La palabra “monopolio” se convirtió en otro de los calificativos infamantes de época más repetido. Vale para la persona jurídica –el Grupo Clarín– como para las personas físicas relacionadas con ella: los periodistas que trabajan en ese grupo y las empresas asociadas. El plural, “los monopolios”, se utiliza para definir el mal de todos los males: las grandes empresas, preferentemente extranjeras aunque no necesariamente. Por ejemplo, Techint califica como monopolio pero YPF, desde que es conducida por empresarios amigos, no lo es. Esto también sucede con los “genocidas”. Por ejemplo, con aquellas personas que durante la dictadura no mostraron ningún atisbo mínimo de rebeldía y/o con la llegada de la democracia se mostraron complacientes con funcionarios de la dictadura, sus aliados o herederos, el Gobierno deja de lado su poca convicción democrática si son funcionales al oficialismo. Mientras que aquellos que sí tuvieron acciones concretas de crítica a la dictadura y hasta padecieron consecuencias por ello, al no ser aliados actuales del Gobierno son acusados de “genocidas” con cualquier arbitraria excusa.
Que algo se ponga de moda (“el imperio de lo efímero”, según la definición de Gilles Lipovetsky) para luego seguir su curso y desvanecimiento no está fuera de lo normal ni es necesariamente malo. Hay una necesidad de entretenimiento en el alma humana que precisa ser satisfecha con el cambio continuo. La preocupación surge cuando ideas que deberían estar más allá de las circunstancias temporales se banalizan al punto de que pierden su sustancia y quedan reducidas a sólo superficie; lo que habitualmente sucede cuando, en su aprovechamiento, se abusa de ellas.
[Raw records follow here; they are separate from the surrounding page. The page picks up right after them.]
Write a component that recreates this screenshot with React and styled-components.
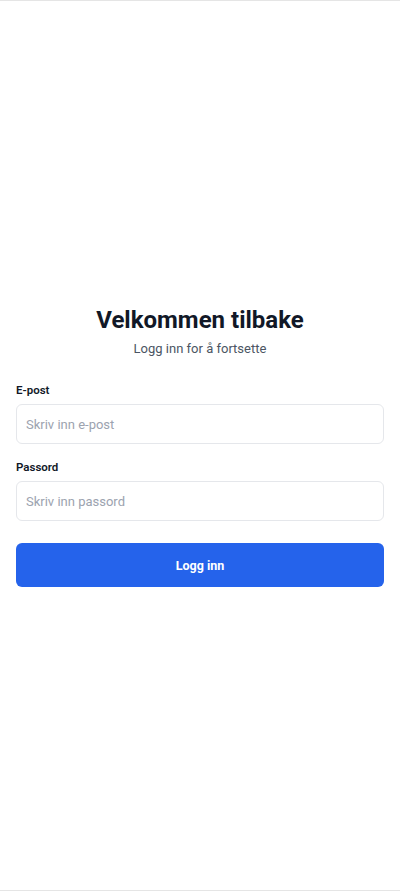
import React from "react";
import styled, { createGlobalStyle } from "styled-components";

const Global = createGlobalStyle`
  html, body { margin: 0; padding: 0; background: #fff; }
  body { font-family: Roboto, "Noto Sans", sans-serif; }
  * { box-sizing: border-box; }
`;

const Screen = styled.div`
  height: 891px;
  border-top: 1px solid #e5e5e5;
  border-bottom: 1px solid #e5e5e5;
  display: flex;
  flex-direction: column;
  justify-content: center;
  padding: 0 16px;
`;

const Header = styled.div`
  display: flex;
  flex-direction: column;
  align-items: center;
  margin-bottom: 23px;
`;

const Title = styled.h1`
  margin: 0;
  font-size: 24px;
  line-height: 32px;
  font-weight: 700;
  color: #111827;
`;

const Subtitle = styled.p`
  margin: 3px 0 0;
  font-size: 13px;
  line-height: 20px;
  color: #4b5563;
`;

const Field = styled.div`
  display: flex;
  flex-direction: column;
  gap: 6px;
  margin-bottom: ${(p) => (p.$last ? "22px" : "15px")};
`;

const Label = styled.label`
  font-size: 11.5px;
  line-height: 16px;
  font-weight: 600;
  color: #111827;
`;

const Input = styled.input`
  height: 40px;
  border: 1px solid #e5e7eb;
  border-radius: 6px;
  padding: 0 9px;
  font-family: inherit;
  font-size: 13px;
  color: #111827;
  outline: none;
  &::placeholder { color: #9ca3af; }
`;

const Button = styled.button`
  height: 44px;
  border: none;
  border-radius: 6px;
  background: #2563eb;
  color: #fff;
  font-family: inherit;
  font-size: 12.5px;
  font-weight: 700;
`;

export default function App() {
  return (
    <>
      <Global />
      <Screen>
        <Header>
          <Title>Velkommen tilbake</Title>
          <Subtitle>Logg inn for å fortsette</Subtitle>
        </Header>
        <Field>
          <Label>E-post</Label>
          <Input placeholder="Skriv inn e-post" />
        </Field>
        <Field $last>
          <Label>Passord</Label>
          <Input type="password" placeholder="Skriv inn passord" />
        </Field>
        <Button>Logg inn</Button>
      </Screen>
    </>
  );
}
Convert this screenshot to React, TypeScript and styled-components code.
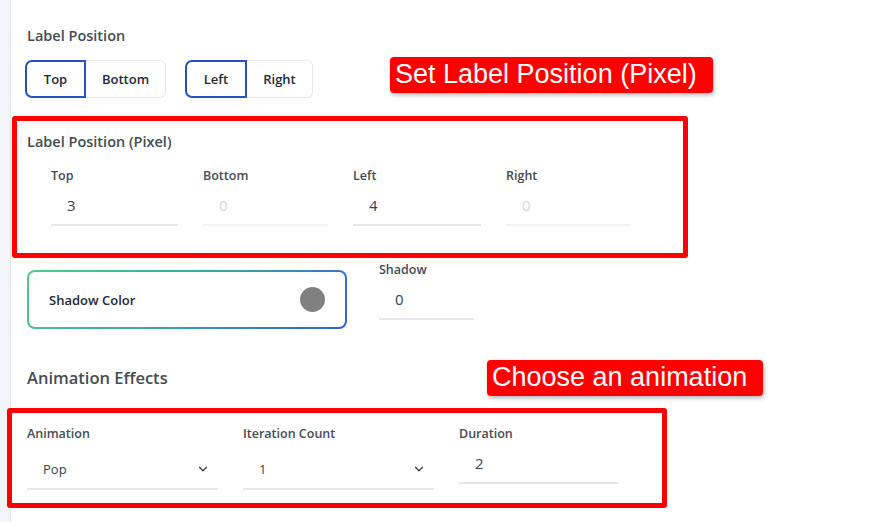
import { FC } from "react"
import styled, { createGlobalStyle } from "styled-components"

const GlobalStyle = createGlobalStyle`
  html, body {
    margin: 0;
    padding: 0;
    background: #fff;
  }
  body {
    font-family: "Open Sans", "Noto Sans", sans-serif;
    color: #3c434a;
  }
`

const Page = styled.div`
  display: flex;
  min-height: 522px;
  width: 883px;
  overflow: hidden;
`

const Rail = styled.div`
  flex: 0 0 10px;
  background: #f3f5f8;
  border-right: 1px solid #e3e7ec;
`

const Main = styled.div`
  flex: 1;
  padding-left: 16px;
  padding-top: 26px;
  display: flex;
  flex-direction: column;
  align-items: flex-start;
`

const Heading = styled.h3<{ $size?: number }>`
  margin: 0;
  font-size: ${(p) => p.$size ?? 14.5}px;
  line-height: 20px;
  font-weight: 600;
  color: #454b52;
`

const SectionTitle = styled(Heading)`
  width: 460px;
  line-height: 36px;
`

const Row = styled.div<{ $top?: number }>`
  display: flex;
  align-items: flex-start;
  margin-top: ${(p) => p.$top ?? 0}px;
`

const Segmented = styled.div<{ $gap?: number }>`
  display: flex;
  margin-left: ${(p) => p.$gap ?? 0}px;
`

const SegButton = styled.button<{ $active?: boolean; $w: number; $side: "l" | "r" }>`
  width: ${(p) => p.$w}px;
  height: 38px;
  box-sizing: border-box;
  background: #fff;
  font-family: inherit;
  font-size: 13px;
  font-weight: 600;
  color: #1f2937;
  cursor: pointer;
  border: ${(p) => (p.$active ? "2px solid #2a4fc7" : "1px solid #e5e7eb")};
  ${(p) => (p.$side === "r" ? "border-left: none;" : "")}
  border-radius: ${(p) => (p.$side === "l" ? "7px 0 0 7px" : "0 6px 6px 0")};
`

const Callout = styled.div<{ $gap?: number; $top?: number }>`
  margin-left: ${(p) => p.$gap ?? 0}px;
  margin-top: ${(p) => p.$top ?? 0}px;
  background: #ff0000;
  color: #fff;
  font-family: "Liberation Sans", Arial, sans-serif;
  font-size: 27px;
  line-height: 35px;
  height: 36px;
  padding: 0 16px 0 5px;
  border-radius: 4px;
  box-shadow: 1px 2px 4px rgba(0, 0, 0, 0.3);
  white-space: nowrap;
`

const Highlight = styled.div<{ $left: number; $w: number; $h: number; $top: number }>`
  margin-left: ${(p) => p.$left}px;
  margin-top: ${(p) => p.$top}px;
  width: ${(p) => p.$w}px;
  height: ${(p) => p.$h}px;
  box-sizing: border-box;
  border: 5px solid #ff0000;
  border-radius: 3px;
`

const PixelInner = styled.div`
  padding: 11px 0 0 10px;
`

const FieldGrid = styled.div<{ $cols: string; $pad: number; $top: number }>`
  display: grid;
  grid-template-columns: ${(p) => p.$cols};
  column-gap: 25px;
  padding-left: ${(p) => p.$pad}px;
  margin-top: ${(p) => p.$top}px;
  align-items: start;
`

const Field = styled.div`
  display: flex;
  flex-direction: column;
`

const FieldLabel = styled.label`
  font-size: 12.5px;
  line-height: 18px;
  font-weight: 600;
  color: #454b55;
`

const NumberBox = styled.div<{ $muted?: boolean; $h?: number; $w?: number }>`
  height: ${(p) => p.$h ?? 41}px;
  ${(p) => (p.$w ? `width: ${p.$w}px;` : "")}
  box-sizing: border-box;
  border-bottom: 2px solid ${(p) => (p.$muted ? "#f1f2f4" : "#e5e7eb")};
  padding-left: 16px;
  display: flex;
  align-items: center;
  font-size: 15px;
  color: ${(p) => (p.$muted ? "#d4d7dc" : "#3c434a")};
`

const SelectBox = styled.div`
  height: 47px;
  box-sizing: border-box;
  border-bottom: 2px solid #e5e7eb;
  padding: 6px 8px 0 16px;
  display: flex;
  align-items: center;
  justify-content: space-between;
  font-size: 13px;
  color: #3c434a;
`

const ColorCard = styled.div`
  margin-top: 9px;
  width: 320px;
  height: 59px;
  box-sizing: border-box;
  border: 2px solid transparent;
  border-radius: 8px;
  background:
    linear-gradient(#fff, #fff) padding-box,
    linear-gradient(135deg, #52cc86, #3a9fb0 55%, #2f5fd8) border-box;
  display: flex;
  align-items: center;
  justify-content: space-between;
  padding: 0 20px;
`

const CardTitle = styled.span`
  font-size: 13px;
  font-weight: 600;
  color: #1f2937;
`

const Swatch = styled.span<{ $color: string }>`
  width: 25px;
  height: 25px;
  border-radius: 50%;
  background: ${(p) => p.$color};
`

const ShadowField = styled(Field)`
  margin-left: 32px;
`

const AnimInner = styled.div`
  padding: 12px 0 0 15px;
`

const Chevron: FC = () => (
  <svg width="14" height="14" viewBox="0 0 24 24" fill="none" stroke="#3c434a" strokeWidth="2.4" strokeLinecap="round" strokeLinejoin="round">
    <path d="M6 9l6 6 6-6" />
  </svg>
)

const pixelFields = [
  { label: "Top", value: "3" },
  { label: "Bottom", value: "0", muted: true },
  { label: "Left", value: "4" },
  { label: "Right", value: "0", muted: true },
]

const App: FC = () => (
  <>
    <GlobalStyle />
    <Page>
      <Rail />
      <Main>
        <Heading>Label Position</Heading>
        <Row $top={14}>
          <Segmented $gap={-2}>
            <SegButton $active $w={61} $side="l">Top</SegButton>
            <SegButton $w={80} $side="r">Bottom</SegButton>
          </Segmented>
          <Segmented $gap={19}>
            <SegButton $active $w={62} $side="l">Left</SegButton>
            <SegButton $w={66} $side="r">Right</SegButton>
          </Segmented>
          <Callout $gap={77} $top={-3}>Set Label Position (Pixel)</Callout>
        </Row>

        <Highlight $left={-15} $top={18} $w={676} $h={142}>
          <PixelInner>
            <Heading>Label Position (Pixel)</Heading>
            <FieldGrid $cols="127px 125px 128px 125px" $pad={24} $top={15}>
              {pixelFields.map((f) => (
                <Field key={f.label}>
                  <FieldLabel>{f.label}</FieldLabel>
                  <NumberBox $muted={f.muted}>{f.value}</NumberBox>
                </Field>
              ))}
            </FieldGrid>
          </PixelInner>
        </Highlight>

        <Row $top={3}>
          <ColorCard>
            <CardTitle>Shadow Color</CardTitle>
            <Swatch $color="#808080" />
          </ColorCard>
          <ShadowField>
            <FieldLabel>Shadow</FieldLabel>
            <NumberBox $w={95}>0</NumberBox>
          </ShadowField>
        </Row>

        <Row $top={31}>
          <SectionTitle as="div" $size={16.5}>
            Animation Effects
          </SectionTitle>
          <Callout>Choose an animation</Callout>
        </Row>

        <Highlight $left={-20} $top={12} $w={660} $h={100}>
          <AnimInner>
            <FieldGrid $cols="191px 191px 160px" $pad={0} $top={0}>
              <Field>
                <FieldLabel>Animation</FieldLabel>
                <SelectBox>
                  <span>Pop</span>
                  <Chevron />
                </SelectBox>
              </Field>
              <Field>
                <FieldLabel>Iteration Count</FieldLabel>
                <SelectBox>
                  <span>1</span>
                  <Chevron />
                </SelectBox>
              </Field>
              <Field>
                <FieldLabel>Duration</FieldLabel>
                <NumberBox>2</NumberBox>
              </Field>
            </FieldGrid>
          </AnimInner>
        </Highlight>
      </Main>
    </Page>
  </>
)

export default App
Los medios de comunicación, como espejos de todo, son el mejor exponente de las caídas en ridículo de aquellos que, queriendo estar a la moda, se imponen exagerar y dejar en evidencia su falta de autenticidad. Parecería que todos los artistas ahora fueran kirchneristas, y aparece tanto periodista militante orgulloso de su pertenencia oficialista que sorprende a los periodistas a secas que se preguntan: “¿Dónde quedó el desprestigio que siempre producía ser oficialista?”. Desprestigio que en todo el mundo continúa vigente para el periodismo de cada país con su gobierno de turno. La excepción de la Argentina y un puñado de países hace suponer que se trata de otro fenómeno de moda.
El miércoles, el diario El Cronista publicó una columna escrita por Carlos Fara, titulada “¿Qué es el relato?”, donde lo definió como el “guión que cada parte interesada en la política argentina trataba de esgrimir; sea actor político, social o económico”. Asoció la alta aprobación de la que goza hoy el Gobierno con el mayor eco que tiene su relato en la sociedad.
La consultora de Carlos Fara midió, a fines del año pasado, el grado de aprobación de varios enunciados discursivos del Gobierno nacional y algunos resultados fueron:
* La Argentina está mejor ahora que en época de Menem: 65%.
* Ahora, en la Argentina, hay más industrias que en la década del 90: 60%.
* Los medios de comunicación actúan como partidos políticos: 60%.
* En la Argentina se está aplicando un modelo productivo: 59%.
* Ahora hay un gobierno que se ocupa de los que menos tienen: 56%.
“Es decir –continúa Fara–, hay un relato del oficialismo que coincide con percepciones populares. De ahí que la intención de voto de la Presidenta sea sólida, más allá de la muerte de su esposo, y de la fuerza de la reactivación económica”. “El tema es que los votantes no kirchneristas tienen fuertes dificultades para identificarse con un relato opositor. En definitiva –concluye Fara–, lo que está sucediendo es que, por el momento, para la sociedad existe un solo relato al cual prestarle atención.”
Siempre existió un solo relato que acaparaba la atención de la mayoría de la sociedad: eso mismo es la subjetividad de época. Hubo una subjetividad distinta en los noventa, en los ochenta, en los setenta y hoy.
La subjetividad de época no es un atributo especialmente argentino, todos los países y todas las épocas tienen la suya. El problema es que las épocas en la Argentina cambian de una década para otra y de un extremo al otro; en parte porque cada gobierno, al encontrar un relato con eco, lo extrema hasta la fantasía, dando lugar a su opuesto.
Muchos periodistas, actores, intelectuales, empresarios y –obviamente– políticos argentinos se parecen a aquel Zelig que tan magistralmente caracterizó Woody Allen en su película homónima: un hombre que podía mimetizarse con lo que viniera. Da vergüenza ver la extrema plasticidad de quienes deberían ser más equilibrados.